→ **Requirements**: Set down the full listing exactly as given. Any pictures are to be left out.
** begin Data shown **
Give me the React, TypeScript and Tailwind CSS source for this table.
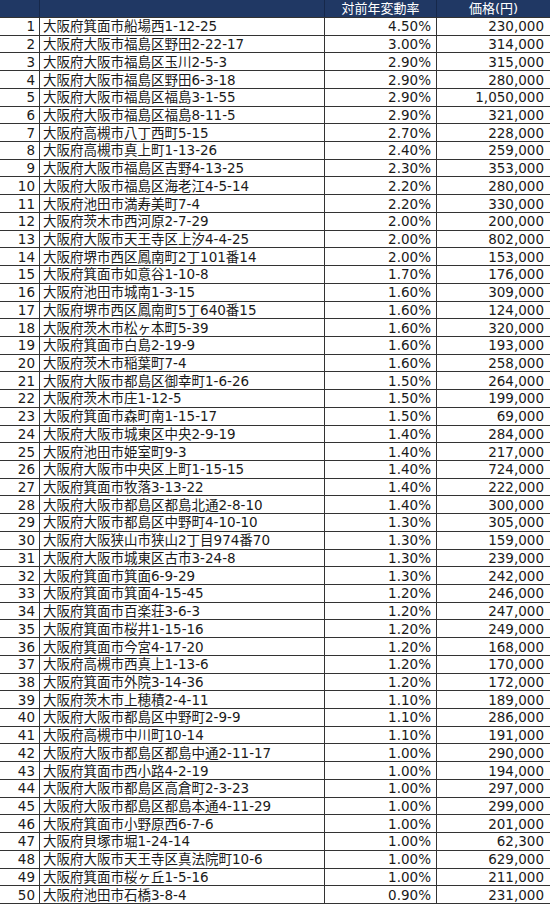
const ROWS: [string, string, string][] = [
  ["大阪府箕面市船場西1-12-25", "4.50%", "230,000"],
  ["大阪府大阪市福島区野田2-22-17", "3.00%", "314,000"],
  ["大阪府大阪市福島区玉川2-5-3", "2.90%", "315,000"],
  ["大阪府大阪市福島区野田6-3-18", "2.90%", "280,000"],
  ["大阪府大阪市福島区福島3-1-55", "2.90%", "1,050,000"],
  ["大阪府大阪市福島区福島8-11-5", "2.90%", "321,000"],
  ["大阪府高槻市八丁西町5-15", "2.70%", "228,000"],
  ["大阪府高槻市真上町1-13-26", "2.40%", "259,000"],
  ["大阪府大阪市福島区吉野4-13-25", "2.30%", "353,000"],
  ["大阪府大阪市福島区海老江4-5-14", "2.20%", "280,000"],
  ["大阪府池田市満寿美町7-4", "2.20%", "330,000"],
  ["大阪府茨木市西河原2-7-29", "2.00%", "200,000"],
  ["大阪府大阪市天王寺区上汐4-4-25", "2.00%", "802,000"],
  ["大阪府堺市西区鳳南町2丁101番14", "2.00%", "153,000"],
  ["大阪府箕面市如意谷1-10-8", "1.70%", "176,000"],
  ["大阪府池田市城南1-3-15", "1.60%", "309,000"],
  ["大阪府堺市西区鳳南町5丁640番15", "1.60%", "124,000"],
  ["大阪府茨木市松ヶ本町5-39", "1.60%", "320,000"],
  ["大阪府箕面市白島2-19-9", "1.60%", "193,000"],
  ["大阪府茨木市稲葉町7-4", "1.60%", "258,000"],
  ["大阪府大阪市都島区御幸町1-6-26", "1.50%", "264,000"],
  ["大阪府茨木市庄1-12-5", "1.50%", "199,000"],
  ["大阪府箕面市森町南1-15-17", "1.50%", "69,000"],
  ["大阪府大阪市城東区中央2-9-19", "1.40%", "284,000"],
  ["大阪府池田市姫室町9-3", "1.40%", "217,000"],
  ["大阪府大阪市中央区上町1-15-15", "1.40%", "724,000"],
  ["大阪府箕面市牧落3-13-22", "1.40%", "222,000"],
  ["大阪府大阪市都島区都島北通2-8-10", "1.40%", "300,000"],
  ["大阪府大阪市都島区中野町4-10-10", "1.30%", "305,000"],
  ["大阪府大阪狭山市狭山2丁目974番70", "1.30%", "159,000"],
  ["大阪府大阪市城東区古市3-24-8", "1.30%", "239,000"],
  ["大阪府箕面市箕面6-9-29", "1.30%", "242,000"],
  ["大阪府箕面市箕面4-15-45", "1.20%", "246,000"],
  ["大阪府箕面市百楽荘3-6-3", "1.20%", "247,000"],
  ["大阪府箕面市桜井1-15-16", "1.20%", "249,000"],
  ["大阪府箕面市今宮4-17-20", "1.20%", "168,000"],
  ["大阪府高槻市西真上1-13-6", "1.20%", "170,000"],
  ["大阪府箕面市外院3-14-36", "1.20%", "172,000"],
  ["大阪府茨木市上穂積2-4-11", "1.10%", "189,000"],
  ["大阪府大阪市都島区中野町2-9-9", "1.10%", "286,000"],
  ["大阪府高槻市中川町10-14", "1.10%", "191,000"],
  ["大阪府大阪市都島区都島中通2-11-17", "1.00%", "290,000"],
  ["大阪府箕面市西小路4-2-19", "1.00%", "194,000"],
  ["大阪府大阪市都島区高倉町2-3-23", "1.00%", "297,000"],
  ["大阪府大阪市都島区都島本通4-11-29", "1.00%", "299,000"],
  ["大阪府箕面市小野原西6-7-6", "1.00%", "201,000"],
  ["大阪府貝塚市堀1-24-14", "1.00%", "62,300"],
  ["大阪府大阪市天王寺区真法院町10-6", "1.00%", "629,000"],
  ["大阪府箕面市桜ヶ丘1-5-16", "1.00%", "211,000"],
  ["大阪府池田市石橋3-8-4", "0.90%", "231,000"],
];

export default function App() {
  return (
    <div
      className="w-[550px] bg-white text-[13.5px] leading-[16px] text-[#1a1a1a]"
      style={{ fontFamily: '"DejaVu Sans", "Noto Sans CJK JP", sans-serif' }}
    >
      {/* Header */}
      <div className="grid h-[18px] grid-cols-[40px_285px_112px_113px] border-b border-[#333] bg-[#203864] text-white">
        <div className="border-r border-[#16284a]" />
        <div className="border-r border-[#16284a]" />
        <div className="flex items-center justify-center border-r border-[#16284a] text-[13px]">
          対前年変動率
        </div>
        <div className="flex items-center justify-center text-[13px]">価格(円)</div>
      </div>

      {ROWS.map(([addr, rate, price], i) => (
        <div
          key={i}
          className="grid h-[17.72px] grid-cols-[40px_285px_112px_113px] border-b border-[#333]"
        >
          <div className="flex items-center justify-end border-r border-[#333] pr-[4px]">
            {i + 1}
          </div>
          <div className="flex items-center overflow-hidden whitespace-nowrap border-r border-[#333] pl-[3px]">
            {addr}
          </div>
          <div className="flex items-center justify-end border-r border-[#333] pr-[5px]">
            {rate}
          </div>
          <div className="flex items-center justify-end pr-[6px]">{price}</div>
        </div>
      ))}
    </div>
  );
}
** end Data shown **
→ **Written solution**:
Give me the React, TypeScript and Tailwind CSS source for this table.
const ROWS: [string, string, string][] = [
  ["大阪府箕面市船場西1-12-25", "4.50%", "230,000"],
  ["大阪府大阪市福島区野田2-22-17", "3.00%", "314,000"],
  ["大阪府大阪市福島区玉川2-5-3", "2.90%", "315,000"],
  ["大阪府大阪市福島区野田6-3-18", "2.90%", "280,000"],
  ["大阪府大阪市福島区福島3-1-55", "2.90%", "1,050,000"],
  ["大阪府大阪市福島区福島8-11-5", "2.90%", "321,000"],
  ["大阪府高槻市八丁西町5-15", "2.70%", "228,000"],
  ["大阪府高槻市真上町1-13-26", "2.40%", "259,000"],
  ["大阪府大阪市福島区吉野4-13-25", "2.30%", "353,000"],
  ["大阪府大阪市福島区海老江4-5-14", "2.20%", "280,000"],
  ["大阪府池田市満寿美町7-4", "2.20%", "330,000"],
  ["大阪府茨木市西河原2-7-29", "2.00%", "200,000"],
  ["大阪府大阪市天王寺区上汐4-4-25", "2.00%", "802,000"],
  ["大阪府堺市西区鳳南町2丁101番14", "2.00%", "153,000"],
  ["大阪府箕面市如意谷1-10-8", "1.70%", "176,000"],
  ["大阪府池田市城南1-3-15", "1.60%", "309,000"],
  ["大阪府堺市西区鳳南町5丁640番15", "1.60%", "124,000"],
  ["大阪府茨木市松ヶ本町5-39", "1.60%", "320,000"],
  ["大阪府箕面市白島2-19-9", "1.60%", "193,000"],
  ["大阪府茨木市稲葉町7-4", "1.60%", "258,000"],
  ["大阪府大阪市都島区御幸町1-6-26", "1.50%", "264,000"],
  ["大阪府茨木市庄1-12-5", "1.50%", "199,000"],
  ["大阪府箕面市森町南1-15-17", "1.50%", "69,000"],
  ["大阪府大阪市城東区中央2-9-19", "1.40%", "284,000"],
  ["大阪府池田市姫室町9-3", "1.40%", "217,000"],
  ["大阪府大阪市中央区上町1-15-15", "1.40%", "724,000"],
  ["大阪府箕面市牧落3-13-22", "1.40%", "222,000"],
  ["大阪府大阪市都島区都島北通2-8-10", "1.40%", "300,000"],
  ["大阪府大阪市都島区中野町4-10-10", "1.30%", "305,000"],
  ["大阪府大阪狭山市狭山2丁目974番70", "1.30%", "159,000"],
  ["大阪府大阪市城東区古市3-24-8", "1.30%", "239,000"],
  ["大阪府箕面市箕面6-9-29", "1.30%", "242,000"],
  ["大阪府箕面市箕面4-15-45", "1.20%", "246,000"],
  ["大阪府箕面市百楽荘3-6-3", "1.20%", "247,000"],
  ["大阪府箕面市桜井1-15-16", "1.20%", "249,000"],
  ["大阪府箕面市今宮4-17-20", "1.20%", "168,000"],
  ["大阪府高槻市西真上1-13-6", "1.20%", "170,000"],
  ["大阪府箕面市外院3-14-36", "1.20%", "172,000"],
  ["大阪府茨木市上穂積2-4-11", "1.10%", "189,000"],
  ["大阪府大阪市都島区中野町2-9-9", "1.10%", "286,000"],
  ["大阪府高槻市中川町10-14", "1.10%", "191,000"],
  ["大阪府大阪市都島区都島中通2-11-17", "1.00%", "290,000"],
  ["大阪府箕面市西小路4-2-19", "1.00%", "194,000"],
  ["大阪府大阪市都島区高倉町2-3-23", "1.00%", "297,000"],
  ["大阪府大阪市都島区都島本通4-11-29", "1.00%", "299,000"],
  ["大阪府箕面市小野原西6-7-6", "1.00%", "201,000"],
  ["大阪府貝塚市堀1-24-14", "1.00%", "62,300"],
  ["大阪府大阪市天王寺区真法院町10-6", "1.00%", "629,000"],
  ["大阪府箕面市桜ヶ丘1-5-16", "1.00%", "211,000"],
  ["大阪府池田市石橋3-8-4", "0.90%", "231,000"],
];

export default function App() {
  return (
    <div
      className="w-[550px] bg-white text-[13.5px] leading-[16px] text-[#1a1a1a]"
      style={{ fontFamily: '"DejaVu Sans", "Noto Sans CJK JP", sans-serif' }}
    >
      {/* Header */}
      <div className="grid h-[18px] grid-cols-[40px_285px_112px_113px] border-b border-[#333] bg-[#203864] text-white">
        <div className="border-r border-[#16284a]" />
        <div className="border-r border-[#16284a]" />
        <div className="flex items-center justify-center border-r border-[#16284a] text-[13px]">
          対前年変動率
        </div>
        <div className="flex items-center justify-center text-[13px]">価格(円)</div>
      </div>

      {ROWS.map(([addr, rate, price], i) => (
        <div
          key={i}
          className="grid h-[17.72px] grid-cols-[40px_285px_112px_113px] border-b border-[#333]"
        >
          <div className="flex items-center justify-end border-r border-[#333] pr-[4px]">
            {i + 1}
          </div>
          <div className="flex items-center overflow-hidden whitespace-nowrap border-r border-[#333] pl-[3px]">
            {addr}
          </div>
          <div className="flex items-center justify-end border-r border-[#333] pr-[5px]">
            {rate}
          </div>
          <div className="flex items-center justify-end pr-[6px]">{price}</div>
        </div>
      ))}
    </div>
  );
}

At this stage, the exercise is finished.